The scale and the price

"The cost is enormous," the report states, and it backs that up with spending figures. New York City shelled out roughly $40 billion on public education in 2024, about $36,300 per student by the report’s math. By comparison, the U.S. Census Bureau reports that average current public school spending nationwide was $17,619 per pupil in fiscal 2024, highlighting just how far city costs have climbed without matching gains on test scores.

Attendance and testing gaps

The analysis singles out chronic absenteeism and testing workarounds as key reasons the numbers look so bleak. Roughly 35 percent of students were chronically absent in 2023–24, the report finds, and high opt out rates on state exams can make proficiency look better on paper than it is in classrooms. Those conclusions, drawn from public datasets the authors compiled, and the broader accounting of long running failure are laid out in coverage of the study by the Washington Free Beacon.

Recommendations and politics

The report wraps up with a wish list of policy changes. It calls on the city to end social promotion and grade inflation, make state assessments mandatory, link teacher and school evaluations more tightly to student results, and "incentivize excellence." It also presses officials to revisit limits on new charter schools, arguing charters serve similar student populations at lower cost, a point squarely in the middle of ongoing fights over school choice, union contracts, and how City Hall allocates education dollars.

Legal and policy frame

The regulatory backdrop looms large. In 2015, New York state rewrote its accountability rules and moved away from the term "failing school," swapping in "struggling school" under the regulations published by the Legal Information Institute. The report argues that the softer language, along with periodic resets of accountability systems, has helped blur long records of poor performance and made tough interventions less common.

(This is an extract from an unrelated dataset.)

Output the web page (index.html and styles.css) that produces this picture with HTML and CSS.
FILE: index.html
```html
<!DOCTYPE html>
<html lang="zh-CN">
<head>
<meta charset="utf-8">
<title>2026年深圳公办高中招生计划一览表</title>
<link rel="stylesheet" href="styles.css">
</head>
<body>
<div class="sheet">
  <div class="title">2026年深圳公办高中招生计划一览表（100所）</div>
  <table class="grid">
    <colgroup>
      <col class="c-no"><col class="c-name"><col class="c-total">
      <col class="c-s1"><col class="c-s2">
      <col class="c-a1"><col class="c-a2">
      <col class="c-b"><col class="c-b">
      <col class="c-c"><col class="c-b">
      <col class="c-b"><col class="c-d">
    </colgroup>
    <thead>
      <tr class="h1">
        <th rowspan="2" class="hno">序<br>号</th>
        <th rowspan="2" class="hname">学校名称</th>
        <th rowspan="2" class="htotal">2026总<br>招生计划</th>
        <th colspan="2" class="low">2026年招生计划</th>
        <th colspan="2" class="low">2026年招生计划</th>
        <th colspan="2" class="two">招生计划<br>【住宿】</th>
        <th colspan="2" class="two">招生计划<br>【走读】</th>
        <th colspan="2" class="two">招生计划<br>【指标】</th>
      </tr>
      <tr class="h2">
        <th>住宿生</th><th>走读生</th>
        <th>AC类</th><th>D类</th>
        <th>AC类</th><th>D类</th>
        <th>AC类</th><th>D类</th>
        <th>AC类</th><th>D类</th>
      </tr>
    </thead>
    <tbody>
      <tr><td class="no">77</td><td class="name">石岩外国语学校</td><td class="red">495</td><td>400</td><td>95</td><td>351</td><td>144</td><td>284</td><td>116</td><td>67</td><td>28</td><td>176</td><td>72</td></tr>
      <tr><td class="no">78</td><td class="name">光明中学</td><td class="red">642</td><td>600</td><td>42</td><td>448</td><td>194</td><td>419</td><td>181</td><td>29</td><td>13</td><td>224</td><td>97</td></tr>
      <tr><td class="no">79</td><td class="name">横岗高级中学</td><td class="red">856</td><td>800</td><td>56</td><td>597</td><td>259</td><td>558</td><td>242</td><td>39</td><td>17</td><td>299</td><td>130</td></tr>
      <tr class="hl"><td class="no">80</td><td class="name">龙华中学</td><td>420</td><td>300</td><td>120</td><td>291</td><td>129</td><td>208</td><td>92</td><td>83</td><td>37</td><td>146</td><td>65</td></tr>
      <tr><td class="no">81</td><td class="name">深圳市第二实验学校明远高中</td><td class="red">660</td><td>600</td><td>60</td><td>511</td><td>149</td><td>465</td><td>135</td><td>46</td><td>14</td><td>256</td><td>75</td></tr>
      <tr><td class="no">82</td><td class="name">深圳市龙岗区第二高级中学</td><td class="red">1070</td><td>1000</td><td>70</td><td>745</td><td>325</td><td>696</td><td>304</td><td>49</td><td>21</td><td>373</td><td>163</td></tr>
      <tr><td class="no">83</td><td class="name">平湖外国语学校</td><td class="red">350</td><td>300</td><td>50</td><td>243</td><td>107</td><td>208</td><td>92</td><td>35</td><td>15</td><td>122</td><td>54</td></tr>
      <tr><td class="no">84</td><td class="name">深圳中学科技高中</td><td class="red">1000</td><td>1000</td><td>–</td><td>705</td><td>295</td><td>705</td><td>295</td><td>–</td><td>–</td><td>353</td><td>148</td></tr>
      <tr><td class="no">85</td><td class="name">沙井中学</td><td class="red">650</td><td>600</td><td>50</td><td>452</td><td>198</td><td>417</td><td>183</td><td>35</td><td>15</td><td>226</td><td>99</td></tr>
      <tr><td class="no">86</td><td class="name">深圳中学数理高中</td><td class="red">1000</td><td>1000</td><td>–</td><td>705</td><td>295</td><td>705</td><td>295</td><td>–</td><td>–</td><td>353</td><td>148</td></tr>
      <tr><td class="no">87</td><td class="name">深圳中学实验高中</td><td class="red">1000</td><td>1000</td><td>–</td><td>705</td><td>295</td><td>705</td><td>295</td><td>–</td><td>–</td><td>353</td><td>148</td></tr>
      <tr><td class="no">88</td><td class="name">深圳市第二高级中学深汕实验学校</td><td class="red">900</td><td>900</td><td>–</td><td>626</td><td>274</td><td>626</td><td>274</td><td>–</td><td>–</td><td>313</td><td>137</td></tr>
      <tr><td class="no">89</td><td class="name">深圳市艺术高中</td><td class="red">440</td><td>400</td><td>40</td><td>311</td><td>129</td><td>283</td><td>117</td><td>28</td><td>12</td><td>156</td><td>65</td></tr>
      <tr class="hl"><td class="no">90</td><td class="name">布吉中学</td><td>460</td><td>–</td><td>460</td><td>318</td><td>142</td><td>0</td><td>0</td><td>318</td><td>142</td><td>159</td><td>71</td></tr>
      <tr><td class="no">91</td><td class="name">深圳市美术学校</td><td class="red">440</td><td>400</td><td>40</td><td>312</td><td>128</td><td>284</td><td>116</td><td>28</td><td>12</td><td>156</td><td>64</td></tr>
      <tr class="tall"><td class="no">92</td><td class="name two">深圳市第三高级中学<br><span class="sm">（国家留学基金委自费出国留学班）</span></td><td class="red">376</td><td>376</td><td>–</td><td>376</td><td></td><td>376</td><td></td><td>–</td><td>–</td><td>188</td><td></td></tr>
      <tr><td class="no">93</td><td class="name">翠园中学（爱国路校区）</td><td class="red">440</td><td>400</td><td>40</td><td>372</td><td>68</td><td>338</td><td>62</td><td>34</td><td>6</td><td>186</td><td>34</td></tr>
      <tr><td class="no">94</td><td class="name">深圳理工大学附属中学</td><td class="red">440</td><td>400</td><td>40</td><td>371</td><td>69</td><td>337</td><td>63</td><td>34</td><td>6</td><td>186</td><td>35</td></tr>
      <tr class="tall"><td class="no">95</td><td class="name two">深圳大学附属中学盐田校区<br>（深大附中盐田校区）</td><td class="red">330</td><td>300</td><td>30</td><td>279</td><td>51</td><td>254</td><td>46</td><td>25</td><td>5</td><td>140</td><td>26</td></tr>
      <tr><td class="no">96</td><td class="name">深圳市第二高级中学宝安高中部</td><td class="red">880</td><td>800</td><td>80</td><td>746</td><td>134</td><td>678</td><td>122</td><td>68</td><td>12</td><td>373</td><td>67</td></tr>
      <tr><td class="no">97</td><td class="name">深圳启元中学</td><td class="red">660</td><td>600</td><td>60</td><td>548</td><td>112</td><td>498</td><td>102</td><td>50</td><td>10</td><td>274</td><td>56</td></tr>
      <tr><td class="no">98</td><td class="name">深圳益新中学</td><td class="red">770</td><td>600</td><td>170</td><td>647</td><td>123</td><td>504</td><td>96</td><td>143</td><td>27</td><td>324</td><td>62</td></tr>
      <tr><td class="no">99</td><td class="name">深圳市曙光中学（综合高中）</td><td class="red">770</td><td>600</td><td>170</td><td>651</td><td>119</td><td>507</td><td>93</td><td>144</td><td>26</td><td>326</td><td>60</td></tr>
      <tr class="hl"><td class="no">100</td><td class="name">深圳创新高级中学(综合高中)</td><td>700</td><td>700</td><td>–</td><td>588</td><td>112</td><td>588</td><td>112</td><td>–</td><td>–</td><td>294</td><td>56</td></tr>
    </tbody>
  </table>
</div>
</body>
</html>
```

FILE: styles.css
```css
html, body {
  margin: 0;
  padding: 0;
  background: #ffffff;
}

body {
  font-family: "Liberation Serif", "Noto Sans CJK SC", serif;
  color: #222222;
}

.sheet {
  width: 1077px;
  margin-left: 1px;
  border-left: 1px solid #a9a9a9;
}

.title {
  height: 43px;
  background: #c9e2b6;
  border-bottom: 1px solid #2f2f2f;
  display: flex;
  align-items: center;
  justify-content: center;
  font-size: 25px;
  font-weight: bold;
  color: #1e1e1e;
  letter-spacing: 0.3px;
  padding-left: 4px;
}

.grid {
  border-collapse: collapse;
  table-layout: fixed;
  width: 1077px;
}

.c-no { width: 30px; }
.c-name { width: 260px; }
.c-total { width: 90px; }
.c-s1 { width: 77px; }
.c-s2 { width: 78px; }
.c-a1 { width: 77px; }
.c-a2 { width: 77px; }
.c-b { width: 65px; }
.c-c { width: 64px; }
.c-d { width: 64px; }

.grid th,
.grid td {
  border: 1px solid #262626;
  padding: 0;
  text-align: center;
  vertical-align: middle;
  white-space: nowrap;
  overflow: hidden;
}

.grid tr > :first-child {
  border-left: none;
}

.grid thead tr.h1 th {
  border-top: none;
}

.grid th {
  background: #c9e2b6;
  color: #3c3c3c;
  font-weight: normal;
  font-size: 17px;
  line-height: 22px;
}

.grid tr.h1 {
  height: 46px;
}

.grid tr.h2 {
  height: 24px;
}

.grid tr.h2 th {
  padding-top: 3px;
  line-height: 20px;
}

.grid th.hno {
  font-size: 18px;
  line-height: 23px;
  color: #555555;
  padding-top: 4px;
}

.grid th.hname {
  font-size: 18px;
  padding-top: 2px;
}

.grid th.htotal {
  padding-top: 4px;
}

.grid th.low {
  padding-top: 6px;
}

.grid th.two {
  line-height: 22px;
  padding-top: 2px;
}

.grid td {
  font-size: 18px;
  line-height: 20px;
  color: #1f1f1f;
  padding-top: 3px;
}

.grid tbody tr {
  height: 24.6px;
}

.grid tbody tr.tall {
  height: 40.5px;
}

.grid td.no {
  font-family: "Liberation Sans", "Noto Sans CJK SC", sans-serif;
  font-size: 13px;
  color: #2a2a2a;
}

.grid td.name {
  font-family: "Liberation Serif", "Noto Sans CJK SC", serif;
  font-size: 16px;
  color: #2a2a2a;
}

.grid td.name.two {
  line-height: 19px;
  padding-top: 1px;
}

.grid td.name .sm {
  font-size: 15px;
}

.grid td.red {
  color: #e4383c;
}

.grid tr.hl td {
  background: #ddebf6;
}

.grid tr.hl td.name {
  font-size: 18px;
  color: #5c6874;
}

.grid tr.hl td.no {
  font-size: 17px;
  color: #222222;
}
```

Success Academy founder Eva Moskowitz called the analysis "profoundly shocking" and described it as the most complete tally of school failure in the city. The study notes that many of the 906 schools have cycled through failure labels for more than a decade while receiving extra funding and fresh rebranding. Early coverage of the study reported that neither the city Department of Education nor the New York State Education Department commented by the reporting deadline, according to the Washington Free Beacon, which summarized both the report and the initial reaction.

The report drops just as New York’s education leaders and advocates gear up for budget talks and contract showdowns, and it is likely to crank up pressure on City Hall and Albany to explain how tens of thousands of dollars per student are translating into actual learning. Whether city leaders answer with tougher accountability, a pivot to different strategies, or a full throated defense of the status quo will shape the fight over public schools for months to come.